#### Goal
Would you transcribe the whole listing exactly, minus its pictures?

#### Provided material
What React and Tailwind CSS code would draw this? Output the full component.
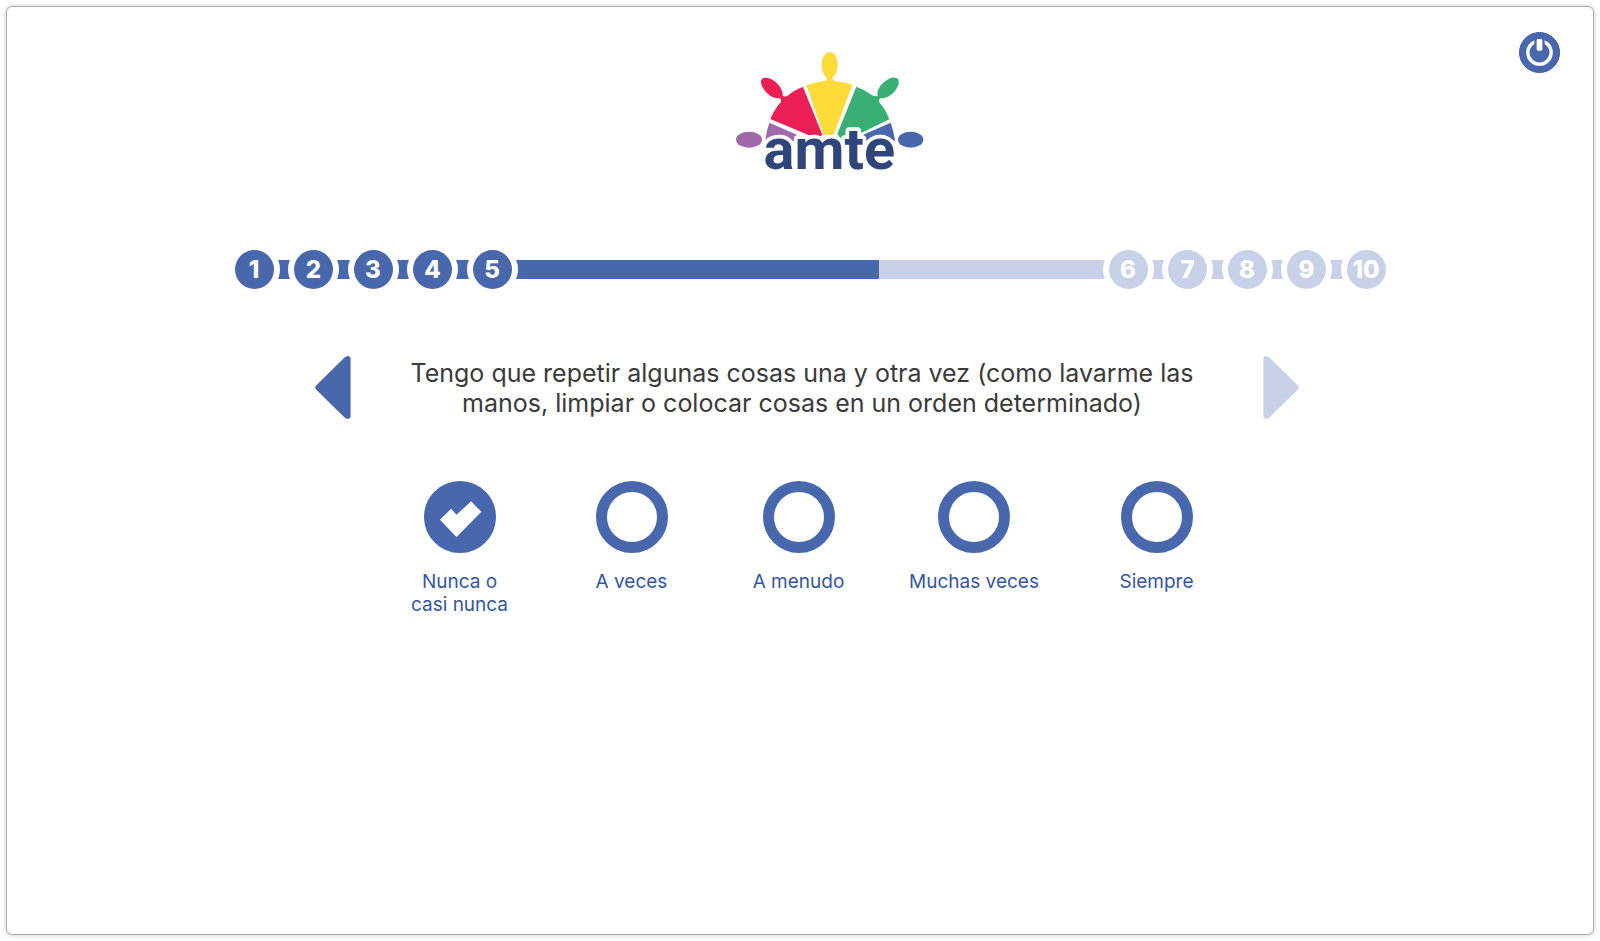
import { useState } from "react";

const STEPS_DONE = [1, 2, 3, 4, 5];
const STEPS_LEFT = [6, 7, 8, 9, 10];

const OPTIONS = [
  { id: "nunca", label: <>Nunca o<br />casi nunca</> },
  { id: "aveces", label: "A veces" },
  { id: "amenudo", label: "A menudo" },
  { id: "muchas", label: "Muchas veces" },
  { id: "siempre", label: "Siempre" },
];

function Logo() {
  return (
    <svg viewBox="45 36 567 417" className="h-[139px] w-[189px] overflow-visible" role="img" aria-label="amte">
      <g fill="#9f69aa">
        <ellipse cx="87" cy="299" rx="39" ry="24" />
        <path d="M148 248L239 288Q237 296 232 302L136 302Q139 272 148 248Z" />
      </g>
      <path fill="#eb1e56" d="M124 119C130 109 150 112 166 125C182 138 190 156 188 168Q196 171 203 167Q224 149 249 141L307 284L292 296L151 237Q163 208 183 186Q184 180 180 174C166 177 148 168 137 155C126 142 120 128 124 119Z" />
      <path fill="#ffdb3a" d="M329 36C343 36 353 53 353 75C353 91 346 106 337 113Q337 120 344 123Q371 125 397 135L341 284L311 284L259 136Q286 125 314 123Q321 120 321 113C311 106 305 91 305 75C305 53 315 36 329 36Z" />
      <path fill="#3aaf73" d="M535 119C529 109 511 111 495 124C478 137 470 154 473 167Q465 171 457 166Q435 149 409 140L352 282L365 300L430 276L508 238Q497 208 477 186Q476 180 480 174C494 177 512 168 523 155C534 142 539 128 535 119Z" />
      <g fill="#4867ad">
        <ellipse cx="572" cy="299" rx="38" ry="24" />
        <path d="M512 248L430 284L430 302L525 302Q521 272 512 248Z" />
      </g>
      <text
        x="328"
        y="386"
        textAnchor="middle"
        fontSize="173"
        fill="#2f467c"
        stroke="#ffffff"
        strokeWidth="22"
        strokeLinejoin="round"
        paintOrder="stroke"
        className="font-['Roboto',sans-serif] font-bold"
      >
        amte
      </text>
    </svg>
  );
}

function PowerIcon() {
  return (
    <svg viewBox="0 0 123 123" className="size-[41px]" aria-hidden="true">
      <circle cx="61.5" cy="61.5" r="60" fill="#4867ad" stroke="#3a5ca8" strokeWidth="3" />
      <circle cx="61.5" cy="61.5" r="35" fill="none" stroke="#fff" strokeWidth="10" />
      <path d="M46 18h31v32H46z" fill="#4867ad" />
      <rect x="53" y="21" width="17" height="35" rx="4" fill="#fff" />
    </svg>
  );
}

function ArrowIcon({ className }) {
  return (
    <svg viewBox="0 0 108 190" className={"h-[63px] w-9 " + className} aria-hidden="true">
      <path fill="currentColor" d="M3 89L88 5Q94 0 100 0Q107 1 107 8V182Q107 189 100 190Q94 190 88 185L3 101Q-2 95 3 89Z" />
    </svg>
  );
}

function Steps({ items, done }) {
  return (
    <ol className="flex w-[277px] justify-between">
      {items.map((n) => (
        <li
          key={n}
          className={
            "flex size-[39px] items-center justify-center rounded-full text-2xl leading-none font-extrabold text-white ring-[6px] ring-white " +
            (done ? "bg-[#4867ad]" : "bg-[#c8d1e7]")
          }
        >
          {n}
        </li>
      ))}
    </ol>
  );
}

export default function App() {
  const [answer, setAnswer] = useState("nunca");

  return (
    <div className="flex min-h-screen bg-white p-1.5 font-['Inter',sans-serif]">
      <main className="grow rounded-md border border-[#acacac] bg-white shadow-[0_0_5px_rgba(0,0,0,0.22)]">
        <header className="grid grid-cols-[1fr_auto_1fr] items-start pt-[25px] pr-[33px] pl-[92px]">
          <div className="col-start-2 pt-5">
            <Logo />
          </div>
          <button type="button" aria-label="Salir" className="cursor-pointer justify-self-end rounded-full">
            <PowerIcon />
          </button>
        </header>

        <section aria-label="Progreso" className="mt-[59px] pl-5">
          <div className="mx-auto grid max-w-[1151px] items-center">
            <div className="col-start-1 row-start-1 mx-5 h-[19px] bg-[#c8d1e7]">
              <div className="h-full w-9/16 bg-[#4867ad]" />
            </div>
            <div className="col-start-1 row-start-1 flex justify-between">
              <Steps items={STEPS_DONE} done />
              <Steps items={STEPS_LEFT} />
            </div>
          </div>
        </section>

        <section className="mt-[67px] pl-3.5">
          <div className="mx-auto flex max-w-[984px] items-center justify-between">
            <button type="button" aria-label="Anterior" className="cursor-pointer text-[#4867ad]">
              <ArrowIcon className="block" />
            </button>
            <h1 className="pr-2.5 text-center text-[25px] leading-[30px] font-normal text-[#3a3a3a]">
              Tengo que repetir algunas cosas una y otra vez (como lavarme las
              <br />
              manos, limpiar o colocar cosas en un orden determinado)
            </h1>
            <button type="button" aria-label="Siguiente" className="cursor-pointer text-[#c8d1e7]">
              <ArrowIcon className="block rotate-180" />
            </button>
          </div>
        </section>

        <fieldset aria-label="Respuesta" className="mt-[62px] pl-[18px]">
          <div className="mx-auto grid max-w-[871px] grid-cols-[172fr_172fr_162fr_189fr_176fr]">
            {OPTIONS.map((o) => (
              <label
                key={o.id}
                htmlFor={o.id}
                className="flex cursor-pointer flex-col items-center gap-[17px] text-center text-[19px] leading-[23px] text-[#3455a4]"
              >
                <span className="grid">
                  <input
                    type="radio"
                    id={o.id}
                    name="respuesta"
                    checked={answer === o.id}
                    onChange={() => setAnswer(o.id)}
                    className="peer col-start-1 row-start-1 size-[72px] cursor-pointer appearance-none rounded-full border-[11px] border-[#4867ad] checked:bg-[#4867ad]"
                  />
                  <svg
                    viewBox="0 0 217 217"
                    className="pointer-events-none invisible col-start-1 row-start-1 size-[72px] peer-checked:visible"
                    aria-hidden="true"
                  >
                    <path fill="#fff" d="M48 117L82 84L98 102L142 61L173 93L98 169Z" />
                  </svg>
                </span>
                <span>{o.label}</span>
              </label>
            ))}
          </div>
        </fieldset>
      </main>
    </div>
  );
}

#### Correct answer
What React and Tailwind CSS code would draw this? Output the full component.
import { useState } from "react";

const STEPS_DONE = [1, 2, 3, 4, 5];
const STEPS_LEFT = [6, 7, 8, 9, 10];

const OPTIONS = [
  { id: "nunca", label: <>Nunca o<br />casi nunca</> },
  { id: "aveces", label: "A veces" },
  { id: "amenudo", label: "A menudo" },
  { id: "muchas", label: "Muchas veces" },
  { id: "siempre", label: "Siempre" },
];

function Logo() {
  return (
    <svg viewBox="45 36 567 417" className="h-[139px] w-[189px] overflow-visible" role="img" aria-label="amte">
      <g fill="#9f69aa">
        <ellipse cx="87" cy="299" rx="39" ry="24" />
        <path d="M148 248L239 288Q237 296 232 302L136 302Q139 272 148 248Z" />
      </g>
      <path fill="#eb1e56" d="M124 119C130 109 150 112 166 125C182 138 190 156 188 168Q196 171 203 167Q224 149 249 141L307 284L292 296L151 237Q163 208 183 186Q184 180 180 174C166 177 148 168 137 155C126 142 120 128 124 119Z" />
      <path fill="#ffdb3a" d="M329 36C343 36 353 53 353 75C353 91 346 106 337 113Q337 120 344 123Q371 125 397 135L341 284L311 284L259 136Q286 125 314 123Q321 120 321 113C311 106 305 91 305 75C305 53 315 36 329 36Z" />
      <path fill="#3aaf73" d="M535 119C529 109 511 111 495 124C478 137 470 154 473 167Q465 171 457 166Q435 149 409 140L352 282L365 300L430 276L508 238Q497 208 477 186Q476 180 480 174C494 177 512 168 523 155C534 142 539 128 535 119Z" />
      <g fill="#4867ad">
        <ellipse cx="572" cy="299" rx="38" ry="24" />
        <path d="M512 248L430 284L430 302L525 302Q521 272 512 248Z" />
      </g>
      <text
        x="328"
        y="386"
        textAnchor="middle"
        fontSize="173"
        fill="#2f467c"
        stroke="#ffffff"
        strokeWidth="22"
        strokeLinejoin="round"
        paintOrder="stroke"
        className="font-['Roboto',sans-serif] font-bold"
      >
        amte
      </text>
    </svg>
  );
}

function PowerIcon() {
  return (
    <svg viewBox="0 0 123 123" className="size-[41px]" aria-hidden="true">
      <circle cx="61.5" cy="61.5" r="60" fill="#4867ad" stroke="#3a5ca8" strokeWidth="3" />
      <circle cx="61.5" cy="61.5" r="35" fill="none" stroke="#fff" strokeWidth="10" />
      <path d="M46 18h31v32H46z" fill="#4867ad" />
      <rect x="53" y="21" width="17" height="35" rx="4" fill="#fff" />
    </svg>
  );
}

function ArrowIcon({ className }) {
  return (
    <svg viewBox="0 0 108 190" className={"h-[63px] w-9 " + className} aria-hidden="true">
      <path fill="currentColor" d="M3 89L88 5Q94 0 100 0Q107 1 107 8V182Q107 189 100 190Q94 190 88 185L3 101Q-2 95 3 89Z" />
    </svg>
  );
}

function Steps({ items, done }) {
  return (
    <ol className="flex w-[277px] justify-between">
      {items.map((n) => (
        <li
          key={n}
          className={
            "flex size-[39px] items-center justify-center rounded-full text-2xl leading-none font-extrabold text-white ring-[6px] ring-white " +
            (done ? "bg-[#4867ad]" : "bg-[#c8d1e7]")
          }
        >
          {n}
        </li>
      ))}
    </ol>
  );
}

export default function App() {
  const [answer, setAnswer] = useState("nunca");

  return (
    <div className="flex min-h-screen bg-white p-1.5 font-['Inter',sans-serif]">
      <main className="grow rounded-md border border-[#acacac] bg-white shadow-[0_0_5px_rgba(0,0,0,0.22)]">
        <header className="grid grid-cols-[1fr_auto_1fr] items-start pt-[25px] pr-[33px] pl-[92px]">
          <div className="col-start-2 pt-5">
            <Logo />
          </div>
          <button type="button" aria-label="Salir" className="cursor-pointer justify-self-end rounded-full">
            <PowerIcon />
          </button>
        </header>

        <section aria-label="Progreso" className="mt-[59px] pl-5">
          <div className="mx-auto grid max-w-[1151px] items-center">
            <div className="col-start-1 row-start-1 mx-5 h-[19px] bg-[#c8d1e7]">
              <div className="h-full w-9/16 bg-[#4867ad]" />
            </div>
            <div className="col-start-1 row-start-1 flex justify-between">
              <Steps items={STEPS_DONE} done />
              <Steps items={STEPS_LEFT} />
            </div>
          </div>
        </section>

        <section className="mt-[67px] pl-3.5">
          <div className="mx-auto flex max-w-[984px] items-center justify-between">
            <button type="button" aria-label="Anterior" className="cursor-pointer text-[#4867ad]">
              <ArrowIcon className="block" />
            </button>
            <h1 className="pr-2.5 text-center text-[25px] leading-[30px] font-normal text-[#3a3a3a]">
              Tengo que repetir algunas cosas una y otra vez (como lavarme las
              <br />
              manos, limpiar o colocar cosas en un orden determinado)
            </h1>
            <button type="button" aria-label="Siguiente" className="cursor-pointer text-[#c8d1e7]">
              <ArrowIcon className="block rotate-180" />
            </button>
          </div>
        </section>

        <fieldset aria-label="Respuesta" className="mt-[62px] pl-[18px]">
          <div className="mx-auto grid max-w-[871px] grid-cols-[172fr_172fr_162fr_189fr_176fr]">
            {OPTIONS.map((o) => (
              <label
                key={o.id}
                htmlFor={o.id}
                className="flex cursor-pointer flex-col items-center gap-[17px] text-center text-[19px] leading-[23px] text-[#3455a4]"
              >
                <span className="grid">
                  <input
                    type="radio"
                    id={o.id}
                    name="respuesta"
                    checked={answer === o.id}
                    onChange={() => setAnswer(o.id)}
                    className="peer col-start-1 row-start-1 size-[72px] cursor-pointer appearance-none rounded-full border-[11px] border-[#4867ad] checked:bg-[#4867ad]"
                  />
                  <svg
                    viewBox="0 0 217 217"
                    className="pointer-events-none invisible col-start-1 row-start-1 size-[72px] peer-checked:visible"
                    aria-hidden="true"
                  >
                    <path fill="#fff" d="M48 117L82 84L98 102L142 61L173 93L98 169Z" />
                  </svg>
                </span>
                <span>{o.label}</span>
              </label>
            ))}
          </div>
        </fieldset>
      </main>
    </div>
  );
}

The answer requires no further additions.